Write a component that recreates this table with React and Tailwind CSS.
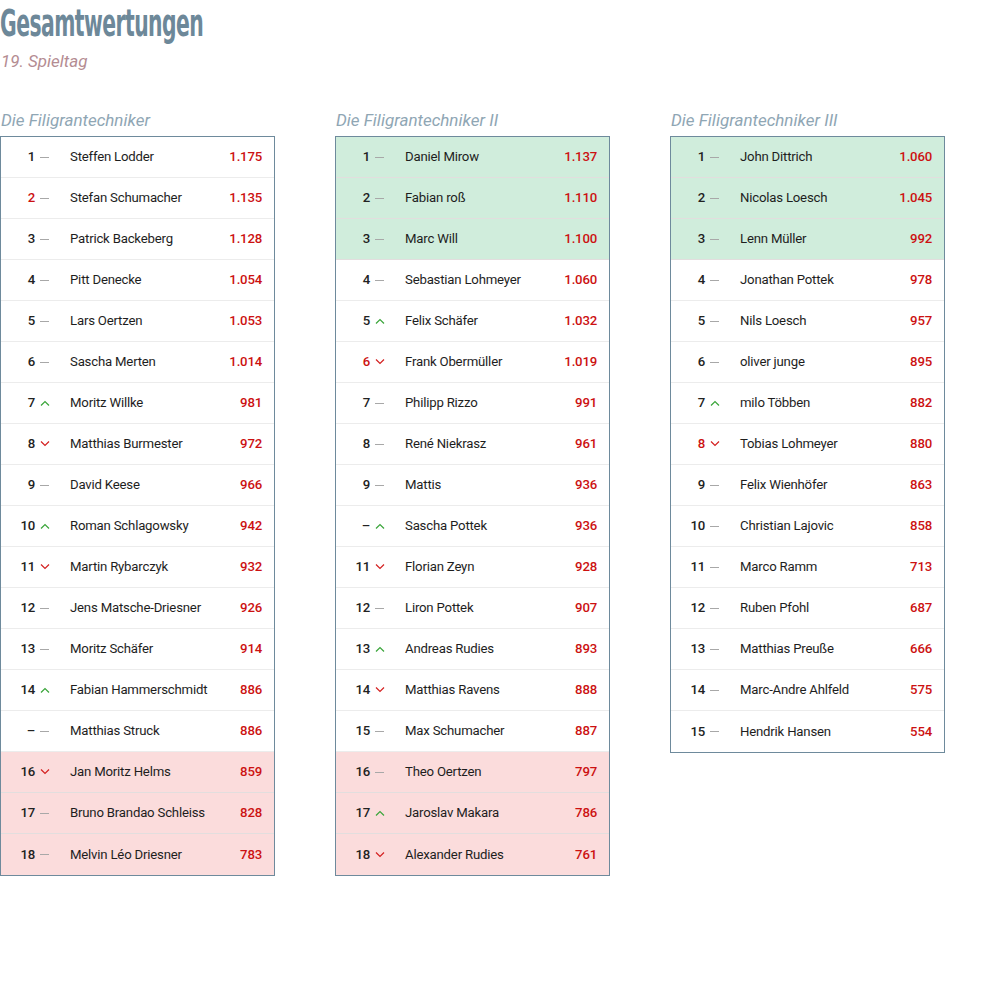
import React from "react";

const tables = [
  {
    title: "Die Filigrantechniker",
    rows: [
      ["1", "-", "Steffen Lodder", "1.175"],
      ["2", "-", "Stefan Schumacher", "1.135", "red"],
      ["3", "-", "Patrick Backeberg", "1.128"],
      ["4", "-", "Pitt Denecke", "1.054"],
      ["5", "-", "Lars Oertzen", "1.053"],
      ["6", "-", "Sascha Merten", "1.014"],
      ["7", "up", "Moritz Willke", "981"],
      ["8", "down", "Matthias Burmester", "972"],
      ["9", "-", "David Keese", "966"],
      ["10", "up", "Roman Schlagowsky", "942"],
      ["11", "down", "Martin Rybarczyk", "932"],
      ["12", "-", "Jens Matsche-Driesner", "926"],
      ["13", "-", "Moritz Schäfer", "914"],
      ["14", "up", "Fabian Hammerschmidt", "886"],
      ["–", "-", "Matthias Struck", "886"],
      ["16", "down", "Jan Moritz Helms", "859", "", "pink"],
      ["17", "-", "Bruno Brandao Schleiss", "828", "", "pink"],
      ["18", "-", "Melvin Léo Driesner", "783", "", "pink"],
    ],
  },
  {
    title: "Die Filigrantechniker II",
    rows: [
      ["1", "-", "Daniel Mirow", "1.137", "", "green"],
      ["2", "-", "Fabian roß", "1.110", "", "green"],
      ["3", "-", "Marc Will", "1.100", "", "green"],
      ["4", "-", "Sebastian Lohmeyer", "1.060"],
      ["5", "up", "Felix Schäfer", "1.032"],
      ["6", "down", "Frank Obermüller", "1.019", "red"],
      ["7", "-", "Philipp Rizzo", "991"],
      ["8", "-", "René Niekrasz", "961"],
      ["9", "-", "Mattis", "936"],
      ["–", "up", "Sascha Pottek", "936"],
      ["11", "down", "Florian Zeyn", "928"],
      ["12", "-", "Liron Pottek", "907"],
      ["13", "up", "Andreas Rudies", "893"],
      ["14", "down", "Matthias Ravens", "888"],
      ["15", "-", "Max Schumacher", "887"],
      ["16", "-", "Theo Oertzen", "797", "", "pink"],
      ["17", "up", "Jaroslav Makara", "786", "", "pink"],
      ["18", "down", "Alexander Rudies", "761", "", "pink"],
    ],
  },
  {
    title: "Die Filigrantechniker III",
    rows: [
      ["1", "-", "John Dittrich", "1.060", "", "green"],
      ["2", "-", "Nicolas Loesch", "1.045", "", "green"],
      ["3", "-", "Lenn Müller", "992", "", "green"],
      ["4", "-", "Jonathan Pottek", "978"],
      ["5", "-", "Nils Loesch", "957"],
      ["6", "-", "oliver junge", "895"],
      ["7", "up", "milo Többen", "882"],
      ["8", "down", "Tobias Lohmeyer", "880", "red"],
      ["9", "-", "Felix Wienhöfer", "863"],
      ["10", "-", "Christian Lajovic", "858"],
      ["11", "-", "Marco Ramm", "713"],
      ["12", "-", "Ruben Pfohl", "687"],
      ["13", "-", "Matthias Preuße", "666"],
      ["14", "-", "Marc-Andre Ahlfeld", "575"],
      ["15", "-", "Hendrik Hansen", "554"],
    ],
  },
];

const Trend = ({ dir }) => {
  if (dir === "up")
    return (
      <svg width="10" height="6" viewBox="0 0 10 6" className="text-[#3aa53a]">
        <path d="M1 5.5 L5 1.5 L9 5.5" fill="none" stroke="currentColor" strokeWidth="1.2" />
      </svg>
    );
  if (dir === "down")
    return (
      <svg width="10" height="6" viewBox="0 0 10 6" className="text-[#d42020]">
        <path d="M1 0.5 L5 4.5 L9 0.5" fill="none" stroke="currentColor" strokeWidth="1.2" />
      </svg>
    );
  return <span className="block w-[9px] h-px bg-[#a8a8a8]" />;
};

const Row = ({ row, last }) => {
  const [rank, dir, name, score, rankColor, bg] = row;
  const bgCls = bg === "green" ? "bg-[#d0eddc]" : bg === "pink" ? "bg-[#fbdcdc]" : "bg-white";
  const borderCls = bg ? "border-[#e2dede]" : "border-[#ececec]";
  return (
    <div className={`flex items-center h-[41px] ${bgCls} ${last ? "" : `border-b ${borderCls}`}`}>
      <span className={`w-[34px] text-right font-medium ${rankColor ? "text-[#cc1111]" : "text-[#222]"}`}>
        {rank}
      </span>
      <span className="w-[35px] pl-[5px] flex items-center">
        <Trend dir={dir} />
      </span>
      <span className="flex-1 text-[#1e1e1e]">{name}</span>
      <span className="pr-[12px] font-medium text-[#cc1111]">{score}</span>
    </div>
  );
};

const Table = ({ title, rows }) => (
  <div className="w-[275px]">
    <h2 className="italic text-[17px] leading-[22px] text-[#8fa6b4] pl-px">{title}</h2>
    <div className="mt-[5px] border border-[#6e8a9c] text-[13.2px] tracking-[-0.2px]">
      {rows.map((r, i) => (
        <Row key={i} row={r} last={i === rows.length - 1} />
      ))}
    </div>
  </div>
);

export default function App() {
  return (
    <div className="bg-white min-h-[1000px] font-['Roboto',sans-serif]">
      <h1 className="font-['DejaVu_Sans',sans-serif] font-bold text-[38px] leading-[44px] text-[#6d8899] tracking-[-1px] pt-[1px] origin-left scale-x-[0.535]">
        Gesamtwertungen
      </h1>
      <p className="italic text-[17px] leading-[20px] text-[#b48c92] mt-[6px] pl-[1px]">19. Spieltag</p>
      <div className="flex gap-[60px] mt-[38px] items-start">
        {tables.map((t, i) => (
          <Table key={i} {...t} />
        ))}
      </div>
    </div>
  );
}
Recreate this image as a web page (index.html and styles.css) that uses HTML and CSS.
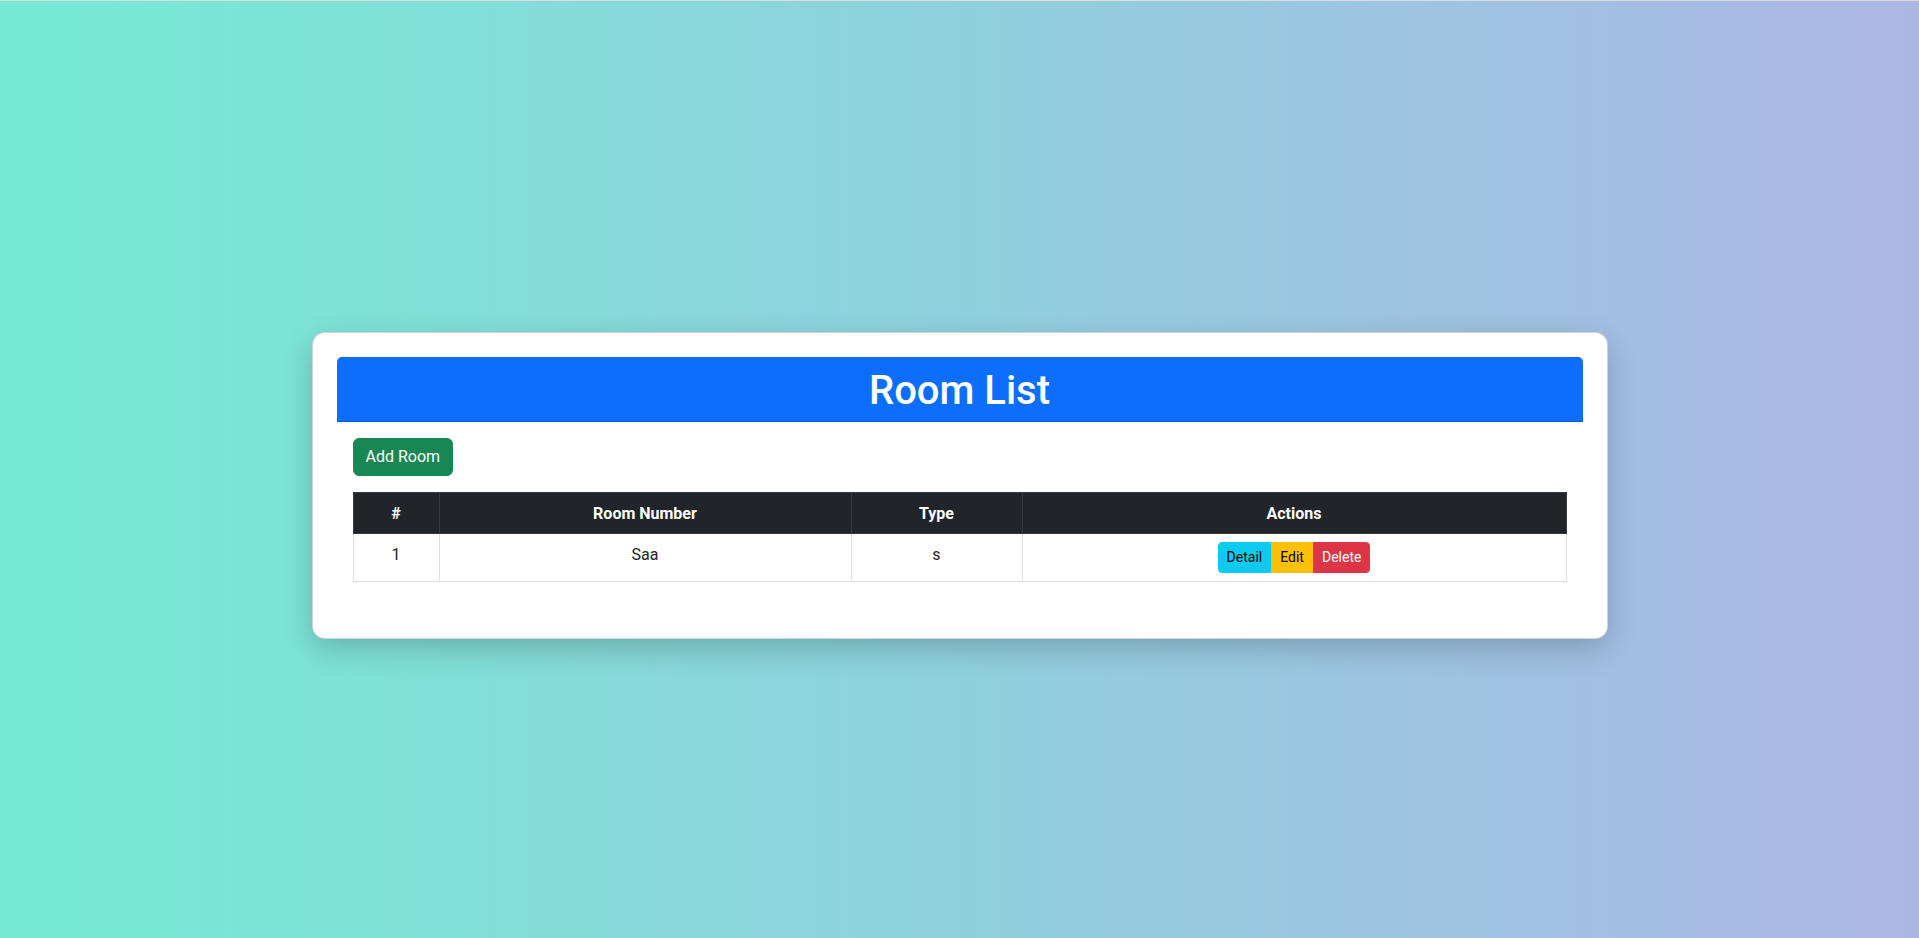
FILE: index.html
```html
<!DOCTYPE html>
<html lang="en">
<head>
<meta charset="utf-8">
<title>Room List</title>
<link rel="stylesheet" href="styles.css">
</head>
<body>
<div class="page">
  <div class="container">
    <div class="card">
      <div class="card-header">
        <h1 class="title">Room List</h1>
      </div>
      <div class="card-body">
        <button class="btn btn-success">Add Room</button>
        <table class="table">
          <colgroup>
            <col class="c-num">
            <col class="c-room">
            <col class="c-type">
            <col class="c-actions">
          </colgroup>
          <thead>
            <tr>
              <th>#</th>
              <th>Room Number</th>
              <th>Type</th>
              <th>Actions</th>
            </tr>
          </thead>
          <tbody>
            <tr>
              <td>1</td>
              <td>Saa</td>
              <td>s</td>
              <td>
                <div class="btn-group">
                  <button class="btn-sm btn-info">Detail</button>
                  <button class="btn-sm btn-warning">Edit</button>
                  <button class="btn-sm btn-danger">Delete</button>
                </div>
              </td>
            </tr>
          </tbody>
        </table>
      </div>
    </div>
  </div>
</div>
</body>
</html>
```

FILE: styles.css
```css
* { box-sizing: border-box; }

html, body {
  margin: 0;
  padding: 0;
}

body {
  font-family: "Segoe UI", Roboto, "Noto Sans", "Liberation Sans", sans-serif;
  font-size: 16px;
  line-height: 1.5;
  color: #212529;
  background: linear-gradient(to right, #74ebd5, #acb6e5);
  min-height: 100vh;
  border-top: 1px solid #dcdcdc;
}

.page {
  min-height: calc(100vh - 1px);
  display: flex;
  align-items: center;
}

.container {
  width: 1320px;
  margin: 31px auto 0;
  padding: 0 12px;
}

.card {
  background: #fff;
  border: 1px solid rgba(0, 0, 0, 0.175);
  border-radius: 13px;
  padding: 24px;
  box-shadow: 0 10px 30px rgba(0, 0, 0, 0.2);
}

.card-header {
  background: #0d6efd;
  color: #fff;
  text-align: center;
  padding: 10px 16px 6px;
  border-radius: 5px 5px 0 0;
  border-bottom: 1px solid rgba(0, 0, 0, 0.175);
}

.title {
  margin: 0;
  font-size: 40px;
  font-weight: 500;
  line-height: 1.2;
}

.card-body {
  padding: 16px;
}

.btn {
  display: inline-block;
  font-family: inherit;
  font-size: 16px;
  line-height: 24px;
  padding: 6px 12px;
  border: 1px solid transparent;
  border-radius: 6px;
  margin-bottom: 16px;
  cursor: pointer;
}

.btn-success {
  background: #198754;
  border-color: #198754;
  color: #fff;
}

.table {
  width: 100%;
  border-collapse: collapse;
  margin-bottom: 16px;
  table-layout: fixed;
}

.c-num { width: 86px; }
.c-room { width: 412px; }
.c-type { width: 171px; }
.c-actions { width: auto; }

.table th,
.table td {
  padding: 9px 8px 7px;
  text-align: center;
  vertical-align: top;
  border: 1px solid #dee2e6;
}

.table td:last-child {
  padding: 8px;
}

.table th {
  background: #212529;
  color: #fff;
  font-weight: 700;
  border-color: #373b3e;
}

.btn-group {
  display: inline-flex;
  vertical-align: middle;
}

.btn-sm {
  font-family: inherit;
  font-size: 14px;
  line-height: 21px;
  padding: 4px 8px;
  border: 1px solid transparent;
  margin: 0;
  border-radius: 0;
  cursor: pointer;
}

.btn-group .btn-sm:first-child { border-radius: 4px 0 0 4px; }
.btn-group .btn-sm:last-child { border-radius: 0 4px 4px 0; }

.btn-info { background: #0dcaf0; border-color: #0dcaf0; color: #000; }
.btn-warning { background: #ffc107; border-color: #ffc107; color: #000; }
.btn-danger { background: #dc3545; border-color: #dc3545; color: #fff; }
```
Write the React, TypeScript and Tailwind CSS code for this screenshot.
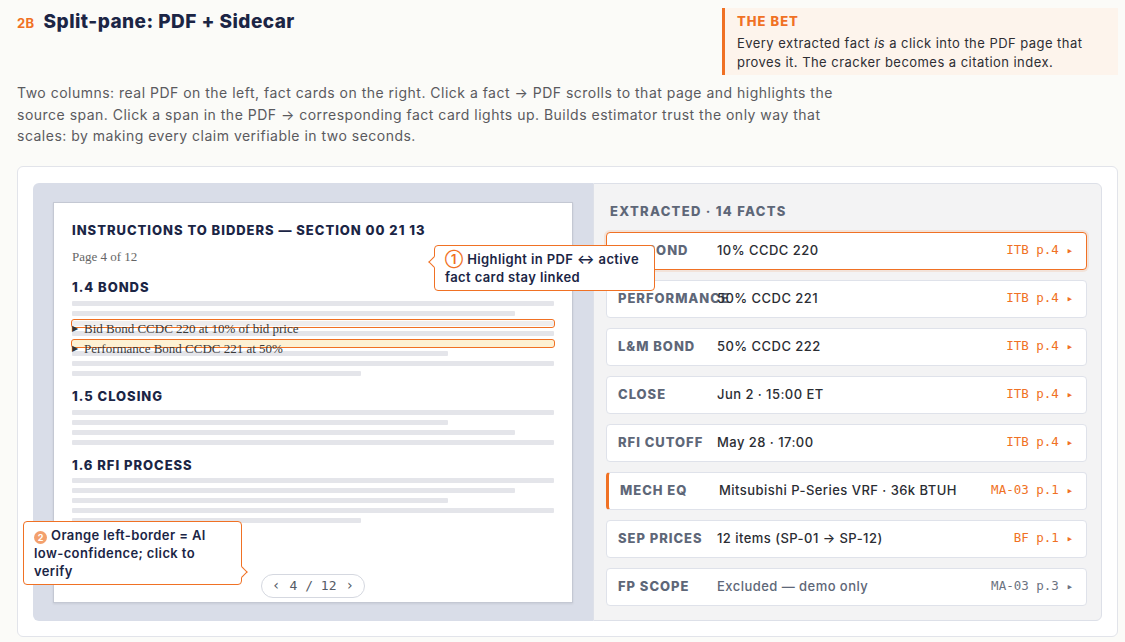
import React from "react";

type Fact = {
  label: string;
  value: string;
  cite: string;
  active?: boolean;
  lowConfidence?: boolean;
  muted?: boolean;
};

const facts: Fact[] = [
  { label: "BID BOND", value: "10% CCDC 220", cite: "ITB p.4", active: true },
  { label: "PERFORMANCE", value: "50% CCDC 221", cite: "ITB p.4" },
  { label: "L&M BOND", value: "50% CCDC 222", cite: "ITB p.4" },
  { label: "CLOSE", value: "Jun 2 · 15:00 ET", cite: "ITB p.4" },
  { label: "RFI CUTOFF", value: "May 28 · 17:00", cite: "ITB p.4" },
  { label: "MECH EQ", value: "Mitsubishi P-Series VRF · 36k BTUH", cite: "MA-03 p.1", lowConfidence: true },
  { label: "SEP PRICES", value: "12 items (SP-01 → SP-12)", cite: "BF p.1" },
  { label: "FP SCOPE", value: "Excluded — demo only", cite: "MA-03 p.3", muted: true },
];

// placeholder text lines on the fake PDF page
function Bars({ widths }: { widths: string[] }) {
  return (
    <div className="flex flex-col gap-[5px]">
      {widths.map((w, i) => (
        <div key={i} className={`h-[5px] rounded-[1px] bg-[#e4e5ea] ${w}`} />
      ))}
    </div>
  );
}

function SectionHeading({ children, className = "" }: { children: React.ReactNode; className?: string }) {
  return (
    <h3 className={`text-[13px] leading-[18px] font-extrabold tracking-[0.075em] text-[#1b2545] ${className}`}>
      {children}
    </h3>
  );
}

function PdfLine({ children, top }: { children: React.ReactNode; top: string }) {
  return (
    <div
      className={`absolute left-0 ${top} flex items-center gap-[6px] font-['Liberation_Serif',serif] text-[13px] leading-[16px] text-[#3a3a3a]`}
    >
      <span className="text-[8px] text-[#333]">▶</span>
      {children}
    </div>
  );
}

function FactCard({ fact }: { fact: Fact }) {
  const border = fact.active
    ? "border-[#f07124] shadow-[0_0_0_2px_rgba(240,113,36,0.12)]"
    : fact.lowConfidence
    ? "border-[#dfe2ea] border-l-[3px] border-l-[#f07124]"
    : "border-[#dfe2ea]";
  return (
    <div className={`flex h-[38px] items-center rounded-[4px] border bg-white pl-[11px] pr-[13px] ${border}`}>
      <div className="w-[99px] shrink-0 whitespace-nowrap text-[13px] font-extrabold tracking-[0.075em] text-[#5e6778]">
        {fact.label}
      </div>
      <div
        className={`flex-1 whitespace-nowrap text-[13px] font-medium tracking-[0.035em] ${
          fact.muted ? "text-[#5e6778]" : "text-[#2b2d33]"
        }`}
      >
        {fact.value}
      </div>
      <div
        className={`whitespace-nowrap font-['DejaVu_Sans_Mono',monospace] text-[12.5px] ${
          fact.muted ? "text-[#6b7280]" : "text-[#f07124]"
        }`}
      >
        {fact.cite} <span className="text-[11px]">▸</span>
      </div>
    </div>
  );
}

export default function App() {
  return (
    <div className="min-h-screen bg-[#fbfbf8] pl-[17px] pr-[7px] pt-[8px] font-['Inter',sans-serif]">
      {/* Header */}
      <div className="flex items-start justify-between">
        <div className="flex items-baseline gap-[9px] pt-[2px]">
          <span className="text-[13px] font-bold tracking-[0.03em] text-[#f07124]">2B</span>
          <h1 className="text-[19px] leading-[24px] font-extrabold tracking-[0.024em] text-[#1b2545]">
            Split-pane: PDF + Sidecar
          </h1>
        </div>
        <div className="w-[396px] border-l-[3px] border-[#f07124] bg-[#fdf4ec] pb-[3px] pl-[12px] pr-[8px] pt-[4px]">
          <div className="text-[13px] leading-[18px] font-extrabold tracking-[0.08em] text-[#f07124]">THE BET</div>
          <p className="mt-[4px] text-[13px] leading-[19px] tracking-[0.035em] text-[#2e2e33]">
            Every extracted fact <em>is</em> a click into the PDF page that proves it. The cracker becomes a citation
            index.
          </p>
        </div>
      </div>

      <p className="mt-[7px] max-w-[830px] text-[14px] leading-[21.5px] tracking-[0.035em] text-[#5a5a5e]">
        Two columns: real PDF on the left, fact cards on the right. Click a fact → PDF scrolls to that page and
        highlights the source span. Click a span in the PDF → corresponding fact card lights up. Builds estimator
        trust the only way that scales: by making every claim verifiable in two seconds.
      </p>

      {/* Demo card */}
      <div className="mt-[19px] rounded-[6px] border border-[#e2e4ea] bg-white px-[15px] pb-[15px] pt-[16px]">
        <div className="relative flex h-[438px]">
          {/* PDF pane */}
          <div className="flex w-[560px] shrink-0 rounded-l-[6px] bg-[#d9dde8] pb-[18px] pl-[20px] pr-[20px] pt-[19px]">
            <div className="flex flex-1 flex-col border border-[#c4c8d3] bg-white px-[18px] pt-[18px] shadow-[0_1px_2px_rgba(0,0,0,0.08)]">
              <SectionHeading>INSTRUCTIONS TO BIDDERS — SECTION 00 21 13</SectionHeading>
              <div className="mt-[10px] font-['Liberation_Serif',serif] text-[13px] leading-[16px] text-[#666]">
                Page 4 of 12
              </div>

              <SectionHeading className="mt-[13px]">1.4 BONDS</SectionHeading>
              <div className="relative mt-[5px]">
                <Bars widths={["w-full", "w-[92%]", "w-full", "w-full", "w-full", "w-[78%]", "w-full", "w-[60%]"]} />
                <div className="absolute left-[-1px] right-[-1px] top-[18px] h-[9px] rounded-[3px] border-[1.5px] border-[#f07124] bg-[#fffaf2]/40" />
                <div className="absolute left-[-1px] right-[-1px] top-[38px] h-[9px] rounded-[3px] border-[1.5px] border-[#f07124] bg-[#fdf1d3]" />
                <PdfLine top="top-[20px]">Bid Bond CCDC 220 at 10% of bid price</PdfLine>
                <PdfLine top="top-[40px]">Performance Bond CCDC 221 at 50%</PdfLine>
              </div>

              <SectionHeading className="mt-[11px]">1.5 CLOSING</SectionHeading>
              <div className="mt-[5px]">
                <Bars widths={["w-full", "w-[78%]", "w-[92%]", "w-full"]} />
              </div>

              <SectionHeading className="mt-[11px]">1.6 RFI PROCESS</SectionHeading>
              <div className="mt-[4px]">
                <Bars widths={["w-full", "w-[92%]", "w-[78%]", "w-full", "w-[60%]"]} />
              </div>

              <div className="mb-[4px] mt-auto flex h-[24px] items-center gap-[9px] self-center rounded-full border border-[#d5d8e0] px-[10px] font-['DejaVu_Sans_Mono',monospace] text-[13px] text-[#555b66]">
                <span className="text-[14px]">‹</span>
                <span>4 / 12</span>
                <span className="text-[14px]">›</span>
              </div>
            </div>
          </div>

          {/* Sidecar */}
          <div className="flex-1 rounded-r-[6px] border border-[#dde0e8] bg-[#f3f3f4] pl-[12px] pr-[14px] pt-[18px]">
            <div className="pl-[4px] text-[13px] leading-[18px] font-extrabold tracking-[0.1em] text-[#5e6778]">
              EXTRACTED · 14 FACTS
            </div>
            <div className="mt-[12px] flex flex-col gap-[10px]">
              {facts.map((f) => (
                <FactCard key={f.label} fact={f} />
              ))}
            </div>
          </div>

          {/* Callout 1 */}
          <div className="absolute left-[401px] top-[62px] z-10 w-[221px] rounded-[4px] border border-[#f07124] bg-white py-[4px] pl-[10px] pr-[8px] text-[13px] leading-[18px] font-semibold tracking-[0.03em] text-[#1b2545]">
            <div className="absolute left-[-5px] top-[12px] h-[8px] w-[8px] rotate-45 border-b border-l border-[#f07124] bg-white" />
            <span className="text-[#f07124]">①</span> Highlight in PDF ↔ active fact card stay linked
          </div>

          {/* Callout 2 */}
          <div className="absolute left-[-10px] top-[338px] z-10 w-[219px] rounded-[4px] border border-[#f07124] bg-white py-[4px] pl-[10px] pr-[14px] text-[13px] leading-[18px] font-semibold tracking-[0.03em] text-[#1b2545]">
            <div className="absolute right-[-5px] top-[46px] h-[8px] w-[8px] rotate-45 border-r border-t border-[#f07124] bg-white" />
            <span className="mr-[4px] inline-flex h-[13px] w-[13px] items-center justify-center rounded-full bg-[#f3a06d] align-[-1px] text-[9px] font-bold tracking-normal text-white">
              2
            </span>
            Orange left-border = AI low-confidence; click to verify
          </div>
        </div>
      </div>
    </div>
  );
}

Stated task
Take every line above carrying "index" and return it.

Task answer
Recreate this image as a web page (index.html and styles.css) that uses HTML and CSS.
FILE: index.html
            index.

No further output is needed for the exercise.